◆ DIRECTIVE ◆
Drop every picture. Then return, exactly, the lines from the beginning of the listing below through the one containing "type Deal = (typeof deals)[number];".

◆ SOURCE MATERIAL ◆
* * * * *
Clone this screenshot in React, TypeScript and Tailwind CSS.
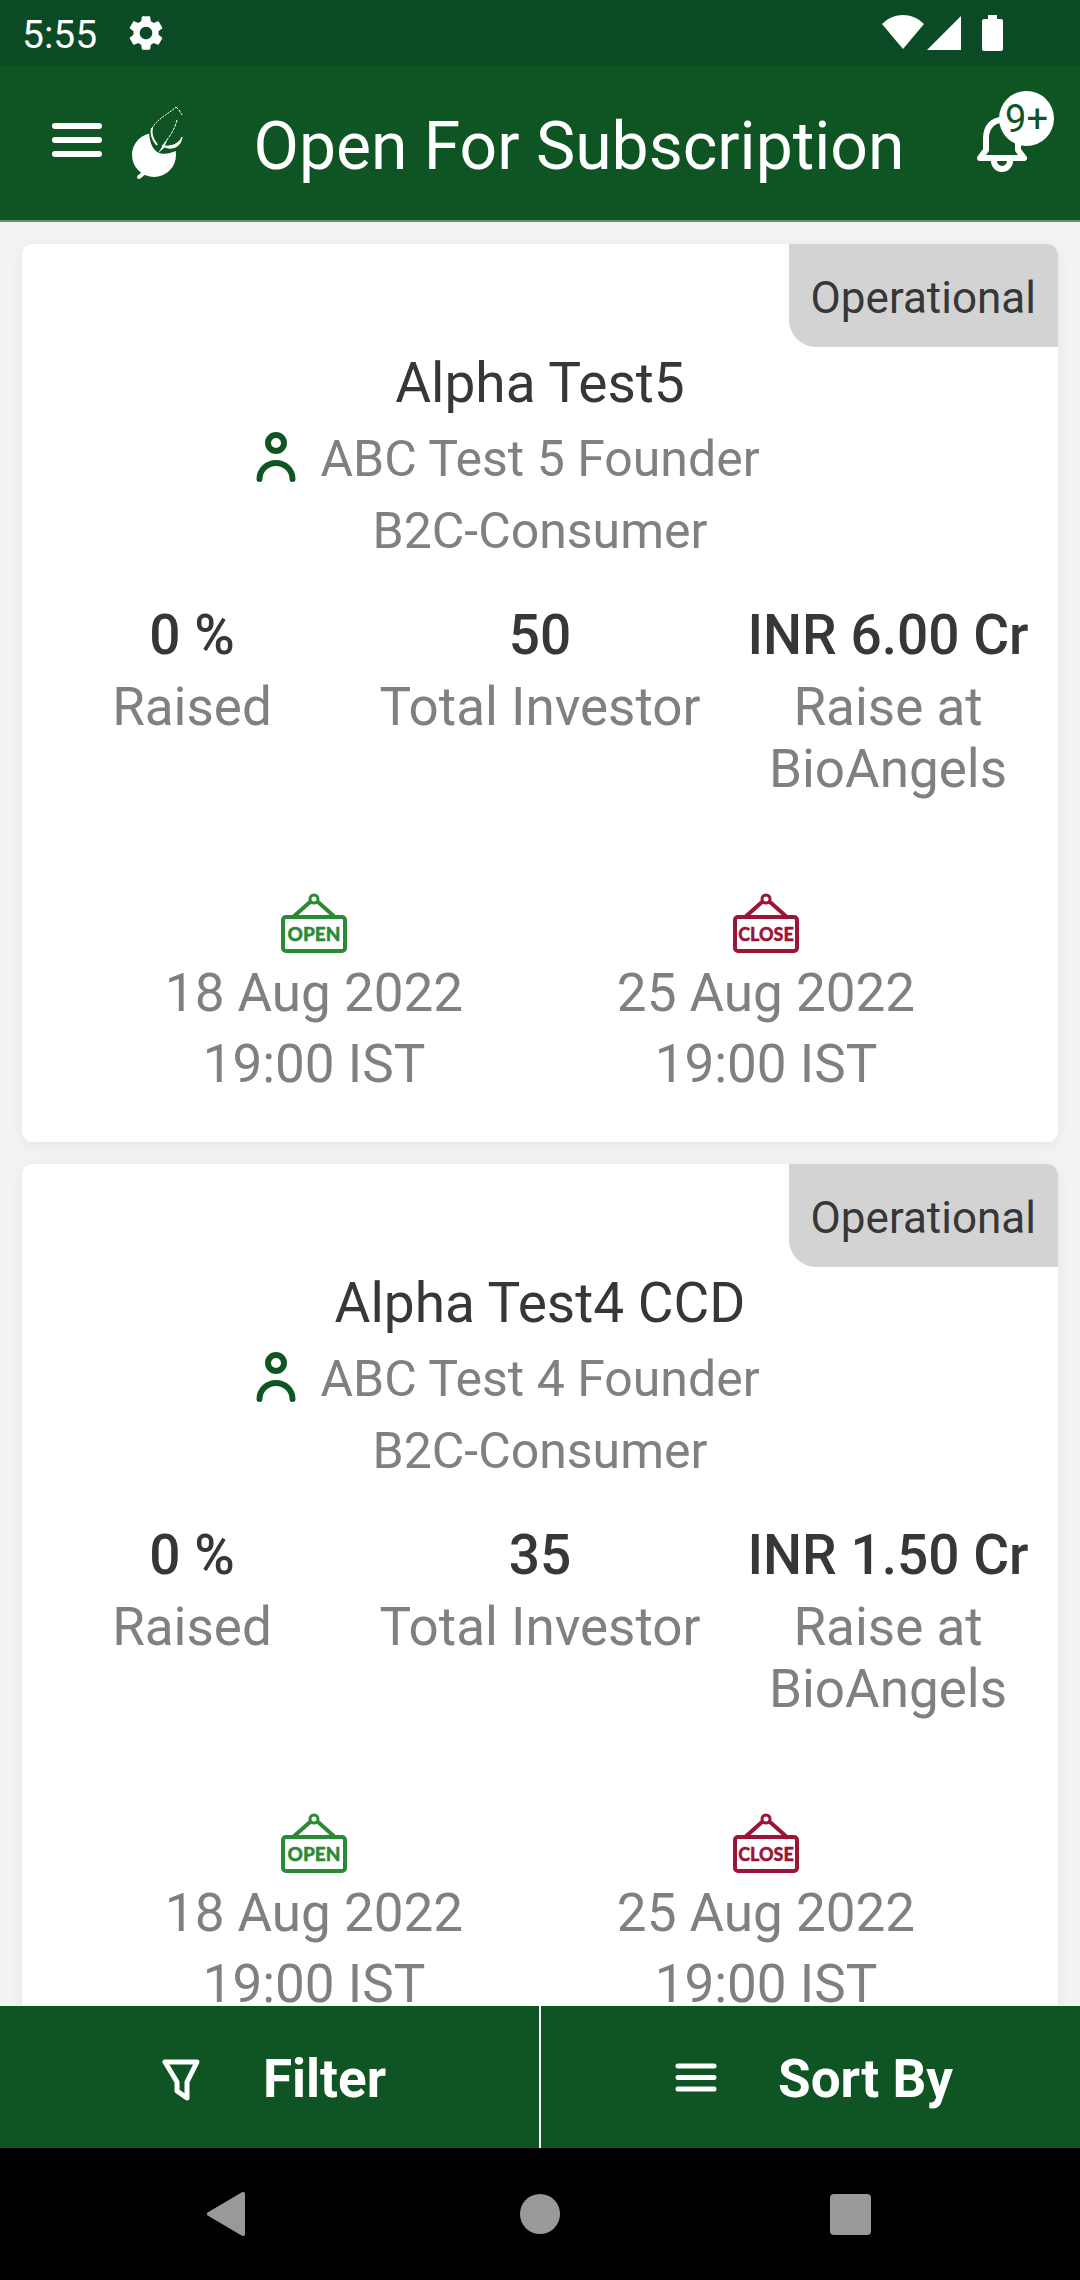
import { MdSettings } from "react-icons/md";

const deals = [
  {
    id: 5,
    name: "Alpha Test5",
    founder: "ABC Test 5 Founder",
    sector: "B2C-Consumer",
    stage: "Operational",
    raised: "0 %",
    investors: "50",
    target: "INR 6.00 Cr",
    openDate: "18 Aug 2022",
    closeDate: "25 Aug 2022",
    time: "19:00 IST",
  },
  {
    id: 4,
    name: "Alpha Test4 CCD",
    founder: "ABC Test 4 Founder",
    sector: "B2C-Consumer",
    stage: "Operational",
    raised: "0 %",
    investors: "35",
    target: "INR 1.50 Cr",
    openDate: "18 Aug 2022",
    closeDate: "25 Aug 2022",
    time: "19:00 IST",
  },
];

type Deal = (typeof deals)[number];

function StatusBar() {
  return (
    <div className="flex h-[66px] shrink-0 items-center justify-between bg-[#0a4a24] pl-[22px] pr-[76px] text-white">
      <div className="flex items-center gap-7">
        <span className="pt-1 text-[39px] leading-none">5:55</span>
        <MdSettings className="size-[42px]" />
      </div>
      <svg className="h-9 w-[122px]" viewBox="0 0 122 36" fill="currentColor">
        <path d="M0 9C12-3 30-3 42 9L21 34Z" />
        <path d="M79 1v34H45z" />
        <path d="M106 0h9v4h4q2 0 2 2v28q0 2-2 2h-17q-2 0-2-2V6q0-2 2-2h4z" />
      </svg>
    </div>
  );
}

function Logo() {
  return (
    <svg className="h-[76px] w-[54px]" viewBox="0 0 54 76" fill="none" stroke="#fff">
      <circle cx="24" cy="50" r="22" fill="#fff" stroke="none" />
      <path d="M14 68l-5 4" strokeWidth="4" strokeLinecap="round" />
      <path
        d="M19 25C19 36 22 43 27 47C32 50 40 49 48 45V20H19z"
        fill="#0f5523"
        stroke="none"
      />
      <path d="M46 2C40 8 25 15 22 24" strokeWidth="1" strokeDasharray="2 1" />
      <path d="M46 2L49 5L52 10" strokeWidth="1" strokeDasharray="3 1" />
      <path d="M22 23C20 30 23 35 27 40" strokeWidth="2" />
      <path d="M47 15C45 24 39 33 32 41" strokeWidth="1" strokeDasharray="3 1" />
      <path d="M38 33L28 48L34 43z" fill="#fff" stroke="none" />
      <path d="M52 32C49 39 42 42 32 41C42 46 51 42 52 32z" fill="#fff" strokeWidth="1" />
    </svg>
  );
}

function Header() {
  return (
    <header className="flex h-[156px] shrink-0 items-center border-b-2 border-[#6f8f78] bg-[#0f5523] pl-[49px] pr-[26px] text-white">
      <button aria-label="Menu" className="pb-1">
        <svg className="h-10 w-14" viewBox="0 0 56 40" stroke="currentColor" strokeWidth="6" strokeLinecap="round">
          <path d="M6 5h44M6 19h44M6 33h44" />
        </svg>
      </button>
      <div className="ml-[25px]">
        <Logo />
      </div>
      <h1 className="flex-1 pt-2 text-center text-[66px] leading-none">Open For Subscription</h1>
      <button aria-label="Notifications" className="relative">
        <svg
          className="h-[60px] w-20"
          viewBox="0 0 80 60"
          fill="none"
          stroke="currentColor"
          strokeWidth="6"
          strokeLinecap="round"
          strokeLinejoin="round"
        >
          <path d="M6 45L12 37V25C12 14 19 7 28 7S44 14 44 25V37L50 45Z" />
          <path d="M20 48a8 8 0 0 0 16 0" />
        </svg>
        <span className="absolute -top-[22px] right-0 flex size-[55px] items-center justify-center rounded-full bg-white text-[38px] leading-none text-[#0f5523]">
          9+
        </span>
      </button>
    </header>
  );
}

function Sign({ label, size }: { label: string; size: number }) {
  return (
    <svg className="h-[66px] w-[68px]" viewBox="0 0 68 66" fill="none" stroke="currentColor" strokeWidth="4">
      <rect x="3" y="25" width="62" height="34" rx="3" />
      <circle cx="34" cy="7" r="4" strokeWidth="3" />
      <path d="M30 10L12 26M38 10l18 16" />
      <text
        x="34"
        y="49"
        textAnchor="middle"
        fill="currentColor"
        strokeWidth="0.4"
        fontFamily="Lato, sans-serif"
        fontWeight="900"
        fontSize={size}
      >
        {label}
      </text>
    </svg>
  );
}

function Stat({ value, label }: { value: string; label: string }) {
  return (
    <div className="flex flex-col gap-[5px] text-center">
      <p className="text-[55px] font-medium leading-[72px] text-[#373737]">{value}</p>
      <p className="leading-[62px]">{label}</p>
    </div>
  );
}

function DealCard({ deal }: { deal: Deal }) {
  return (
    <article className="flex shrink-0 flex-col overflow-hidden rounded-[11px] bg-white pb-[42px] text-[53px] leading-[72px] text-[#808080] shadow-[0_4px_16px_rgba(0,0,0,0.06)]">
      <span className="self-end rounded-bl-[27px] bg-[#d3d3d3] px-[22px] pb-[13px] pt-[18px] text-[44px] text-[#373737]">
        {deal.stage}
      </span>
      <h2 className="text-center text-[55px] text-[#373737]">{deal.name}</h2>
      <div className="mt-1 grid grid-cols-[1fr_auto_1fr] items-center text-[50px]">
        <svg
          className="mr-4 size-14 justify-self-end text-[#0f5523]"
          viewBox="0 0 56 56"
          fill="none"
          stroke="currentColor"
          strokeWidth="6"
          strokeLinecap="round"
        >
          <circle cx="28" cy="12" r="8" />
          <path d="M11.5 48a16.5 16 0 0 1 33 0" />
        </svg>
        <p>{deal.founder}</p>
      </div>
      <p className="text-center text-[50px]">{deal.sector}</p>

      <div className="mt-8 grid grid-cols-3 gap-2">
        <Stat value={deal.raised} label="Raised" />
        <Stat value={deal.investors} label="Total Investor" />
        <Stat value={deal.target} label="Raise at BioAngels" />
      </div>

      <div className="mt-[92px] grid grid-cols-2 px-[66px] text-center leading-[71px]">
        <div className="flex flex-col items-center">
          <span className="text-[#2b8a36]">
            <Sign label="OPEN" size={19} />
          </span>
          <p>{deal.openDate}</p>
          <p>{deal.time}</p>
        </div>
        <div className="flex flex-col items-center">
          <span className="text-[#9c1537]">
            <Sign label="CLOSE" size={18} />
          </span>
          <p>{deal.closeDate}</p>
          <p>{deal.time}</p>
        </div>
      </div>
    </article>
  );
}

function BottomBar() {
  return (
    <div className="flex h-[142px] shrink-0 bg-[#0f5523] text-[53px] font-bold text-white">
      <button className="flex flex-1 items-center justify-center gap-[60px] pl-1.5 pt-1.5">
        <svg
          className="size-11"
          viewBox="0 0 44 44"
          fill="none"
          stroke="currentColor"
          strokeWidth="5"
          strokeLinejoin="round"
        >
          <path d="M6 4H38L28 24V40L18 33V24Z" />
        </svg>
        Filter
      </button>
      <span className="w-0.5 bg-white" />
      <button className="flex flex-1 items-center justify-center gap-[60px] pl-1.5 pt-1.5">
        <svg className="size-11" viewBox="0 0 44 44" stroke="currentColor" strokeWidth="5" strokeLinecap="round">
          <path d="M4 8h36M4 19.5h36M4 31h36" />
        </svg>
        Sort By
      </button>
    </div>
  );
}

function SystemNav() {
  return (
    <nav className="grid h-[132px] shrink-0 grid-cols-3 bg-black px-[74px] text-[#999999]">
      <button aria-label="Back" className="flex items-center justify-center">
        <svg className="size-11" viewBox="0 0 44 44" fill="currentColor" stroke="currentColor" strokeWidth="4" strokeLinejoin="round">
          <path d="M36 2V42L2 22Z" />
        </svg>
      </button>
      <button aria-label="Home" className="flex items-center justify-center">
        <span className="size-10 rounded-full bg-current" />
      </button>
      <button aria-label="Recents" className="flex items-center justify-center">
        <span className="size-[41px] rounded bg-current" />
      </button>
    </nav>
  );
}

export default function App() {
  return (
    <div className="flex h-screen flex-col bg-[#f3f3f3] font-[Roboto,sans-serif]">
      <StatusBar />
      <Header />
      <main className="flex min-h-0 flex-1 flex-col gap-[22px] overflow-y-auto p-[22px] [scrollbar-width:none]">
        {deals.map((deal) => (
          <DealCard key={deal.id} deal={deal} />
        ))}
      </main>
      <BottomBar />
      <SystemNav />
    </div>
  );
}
* * * * *
◆ EXERCISE OUTPUT ◆
Clone this screenshot in React, TypeScript and Tailwind CSS.
import { MdSettings } from "react-icons/md";

const deals = [
  {
    id: 5,
    name: "Alpha Test5",
    founder: "ABC Test 5 Founder",
    sector: "B2C-Consumer",
    stage: "Operational",
    raised: "0 %",
    investors: "50",
    target: "INR 6.00 Cr",
    openDate: "18 Aug 2022",
    closeDate: "25 Aug 2022",
    time: "19:00 IST",
  },
  {
    id: 4,
    name: "Alpha Test4 CCD",
    founder: "ABC Test 4 Founder",
    sector: "B2C-Consumer",
    stage: "Operational",
    raised: "0 %",
    investors: "35",
    target: "INR 1.50 Cr",
    openDate: "18 Aug 2022",
    closeDate: "25 Aug 2022",
    time: "19:00 IST",
  },
];

type Deal = (typeof deals)[number];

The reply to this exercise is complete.